Что же делать, когда ты смотришь на нее, и видишь, как сквозь ресницы проходит солнечный свет, создавая намек на призрачную, легкую, как крыло бабочки, тень; или когда у нее нос, как у божества — тонкий и точеный; или вы стоите под дождем, и с ее виска на щеку упала тонкая прядка, по которой бегут капли, и она смеется, а смех ее делает счастливой всю улицу, даже если улица совсем не хочет счастья; когда у нее глаза, освещенные красным огнем светофора, становятся хищными и манят, заставляют терять рассудок, или ямочки на щеках такие, что невозможно не мечтать прикоснуться. Что делать, если ее бедра буквально требуют сжать их в ладонях; если она говорит таким голосом, или о таких вещах, что уже тебе впору смеяться — но не потому, что смешно, а потому, что изнутри, откуда-то из живота, выйдя через пуп, по коже поднимается восторг, восхищение, дикая волна радости, и бьет в подбородок; если она вдруг любит ту же музыку, что и ты, и неожиданно цитирует именно ту строчку из «State of Shock», которая вот только-только пришла тебе в голову.

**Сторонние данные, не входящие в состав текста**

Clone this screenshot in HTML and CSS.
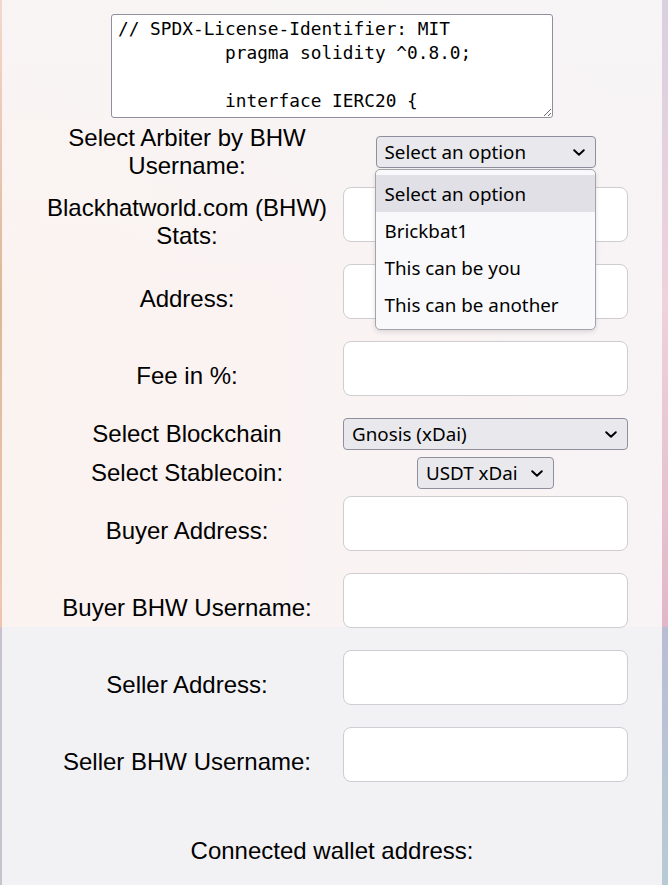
FILE: index.html
```html
<!DOCTYPE html>
<html lang="en">
<head>
<meta charset="utf-8">
<title>Escrow</title>
<link rel="stylesheet" href="styles.css">
</head>
<body>
<div class="page">
  <div class="content">
    <textarea class="code" spellcheck="false">// SPDX-License-Identifier: MIT
          pragma solidity ^0.8.0;

          interface IERC20 {
              function transfer(address recipient, uint256 amount) external returns (bool);
              function transferFrom(address sender, address recipient, uint256 amount) external returns (bool);
          }</textarea>

    <div class="form">
      <label class="lbl">Select Arbiter by BHW Username:</label>
      <div class="field field-center">
        <div class="sel-wrap">
          <select class="sel">
            <option>Select an option</option>
            <option>Brickbat1</option>
            <option>This can be you</option>
            <option>This can be another</option>
          </select>
          <svg class="chev" viewBox="0 0 12 7" aria-hidden="true"><path d="M1.2 1.2 L6 5.8 L10.8 1.2" fill="none" stroke="#000" stroke-width="1.9" stroke-linecap="round" stroke-linejoin="round"/></svg>
          <div class="popup">
            <div class="opt opt-hl">Select an option</div>
            <div class="opt">Brickbat1</div>
            <div class="opt">This can be you</div>
            <div class="opt">This can be another</div>
          </div>
        </div>
      </div>

      <label class="lbl">Blackhatworld.com (BHW) Stats:</label>
      <div class="field"><input class="inp" type="text"></div>

      <label class="lbl">Address:</label>
      <div class="field"><input class="inp" type="text"></div>

      <label class="lbl">Fee in %:</label>
      <div class="field"><input class="inp" type="text"></div>

      <label class="lbl">Select Blockchain</label>
      <div class="field">
        <div class="sel-wrap sel-wrap-full">
          <select class="sel sel-full">
            <option>Gnosis (xDai)</option>
          </select>
          <svg class="chev" viewBox="0 0 12 7" aria-hidden="true"><path d="M1.2 1.2 L6 5.8 L10.8 1.2" fill="none" stroke="#000" stroke-width="1.9" stroke-linecap="round" stroke-linejoin="round"/></svg>
        </div>
      </div>

      <label class="lbl">Select Stablecoin:</label>
      <div class="field field-center">
        <div class="sel-wrap">
          <select class="sel">
            <option>USDT xDai</option>
          </select>
          <svg class="chev" viewBox="0 0 12 7" aria-hidden="true"><path d="M1.2 1.2 L6 5.8 L10.8 1.2" fill="none" stroke="#000" stroke-width="1.9" stroke-linecap="round" stroke-linejoin="round"/></svg>
        </div>
      </div>

      <label class="lbl">Buyer Address:</label>
      <div class="field"><input class="inp" type="text"></div>

      <label class="lbl">Buyer BHW Username:</label>
      <div class="field"><input class="inp" type="text"></div>

      <label class="lbl">Seller Address:</label>
      <div class="field"><input class="inp" type="text"></div>

      <label class="lbl">Seller BHW Username:</label>
      <div class="field"><input class="inp" type="text"></div>
    </div>

    <div class="wallet">Connected wallet address:</div>
  </div>
</div>
</body>
</html>
```

FILE: styles.css
```css
html, body {
  margin: 0;
  padding: 0;
}

body {
  min-height: 885px;
  font-family: "Liberation Sans", Arial, sans-serif;
  color: #000;
  background:
    linear-gradient(to bottom, #f7d6cd 0, #dcb896 300px, #f0c6b0 600px, #efc2ae 627px, #c9c1d2 628px, #c6c3cc 885px) left top / 2px 100% no-repeat,
    linear-gradient(to bottom, #d9d0e0 0, #eed2dc 300px, #e1b7c7 626px, #b9bdd4 628px, #b8cbd4 885px) right top / 6px 100% no-repeat,
    #f2f2f5;
}

.page {
  margin: 0 6px 0 2px;
  min-height: 885px;
  background:
    linear-gradient(to bottom, rgba(242, 242, 245, 0) 627px, #f2f2f5 627px),
    linear-gradient(to bottom, rgba(246, 246, 247, 0.55) 0, rgba(246, 246, 247, 0) 300px),
    linear-gradient(to right, #fbf3f0, #f8f3f5);
}

.content {
  display: flex;
  flex-direction: column;
  align-items: center;
  gap: 7px;
  padding-top: 14px;
}

.code {
  display: block;
  margin: 0;
  width: 442px;
  height: 104px;
  box-sizing: border-box;
  padding: 2px 6px;
  font-family: "DejaVu Sans Mono", monospace;
  font-size: 17.8px;
  line-height: 24px;
  color: #000;
  background: #fff;
  border: 1px solid #8f8f9d;
  border-radius: 3px;
  white-space: pre;
  overflow: hidden;
  resize: both;
}

.form {
  display: grid;
  grid-template-columns: 302px 285px;
  column-gap: 5px;
  row-gap: 7px;
  align-items: center;
  margin-top: -1px;
}

.lbl {
  font-size: 24px;
  line-height: normal;
  text-align: center;
}

.field-center {
  justify-self: center;
}

.inp {
  display: block;
  width: 285px;
  height: 55px;
  box-sizing: border-box;
  margin: 0 0 15px;
  border: 1px solid #cfcdd2;
  border-radius: 8px;
  background: #fff;
}

.sel-wrap {
  position: relative;
}

.sel-wrap-full {
  width: 285px;
}

.sel {
  -webkit-appearance: none;
  appearance: none;
  display: block;
  margin: 0;
  height: 32px;
  box-sizing: border-box;
  padding: 0 35px 0 8px;
  border: 1px solid #8f8f9d;
  border-radius: 4px;
  background: #e9e9ed;
  color: #000;
  font-family: "Noto Sans", sans-serif;
  font-size: 18.8px;
}

.sel-full {
  width: 100%;
}

.chev {
  position: absolute;
  right: 11px;
  top: 50%;
  width: 12px;
  height: 7px;
  margin-top: -3px;
  pointer-events: none;
}

.popup {
  position: absolute;
  left: -1px;
  top: 33px;
  width: 221px;
  box-sizing: border-box;
  padding: 5px 0 6px;
  border: 1px solid #a3a3aa;
  border-radius: 5px;
  background: #f9f9fb;
  box-shadow: 0 2px 5px rgba(0, 0, 0, 0.12);
  z-index: 10;
  font-family: "Noto Sans", sans-serif;
  font-size: 18.8px;
}

.opt {
  height: 37px;
  line-height: 38px;
  padding-left: 9px;
  white-space: nowrap;
}

.opt-hl {
  background: #e0e0e6;
}

.wallet {
  margin-top: 33px;
  font-size: 24px;
  line-height: normal;
  text-align: center;
}
```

Тогда у тебя нет сил терпеть, и ты говоришь ей; ты говоришь, как ты восхищен, как тебе нравится какая-то ее деталька, как ты счастлив смотреть на нее и видеть ветер в ее волосах, слышать дыхание, слышать шелест листьев под ее сандалиями. Ты говоришь, что никого нет прекраснее, чем она, или что у нее невероятные пальцы, особенно мизинцы, когда она невзначай поправляет волосы. Ты говоришь, что она должна очень хорошо смотреться на капитанском мостике, за штурвалом, или что у нее взгляд цепкий, как у летчика-испытателя. Ты говоришь, что любишь идти за ней следом не потому, что хочешь ее напрягать, а потому, что сходишь с ума от того, как она слегка поворачивает ногу носком в бок, когда наступает своим остроносым сапожком в рыхлый снег. Ты говоришь, что удивляешься, как люди могут спокойно смотреть на кусочек живота, выглядывающий между блузкой и джинсами. Ты говоришь, что ее смех способен вернуть к жизни — столько в нем живительного тепла. Ты говоришь…
А она отвечает, кокетливо прищурив глаза: «Ой, такого комплимента мне еще не делали!»
И наступает тоска.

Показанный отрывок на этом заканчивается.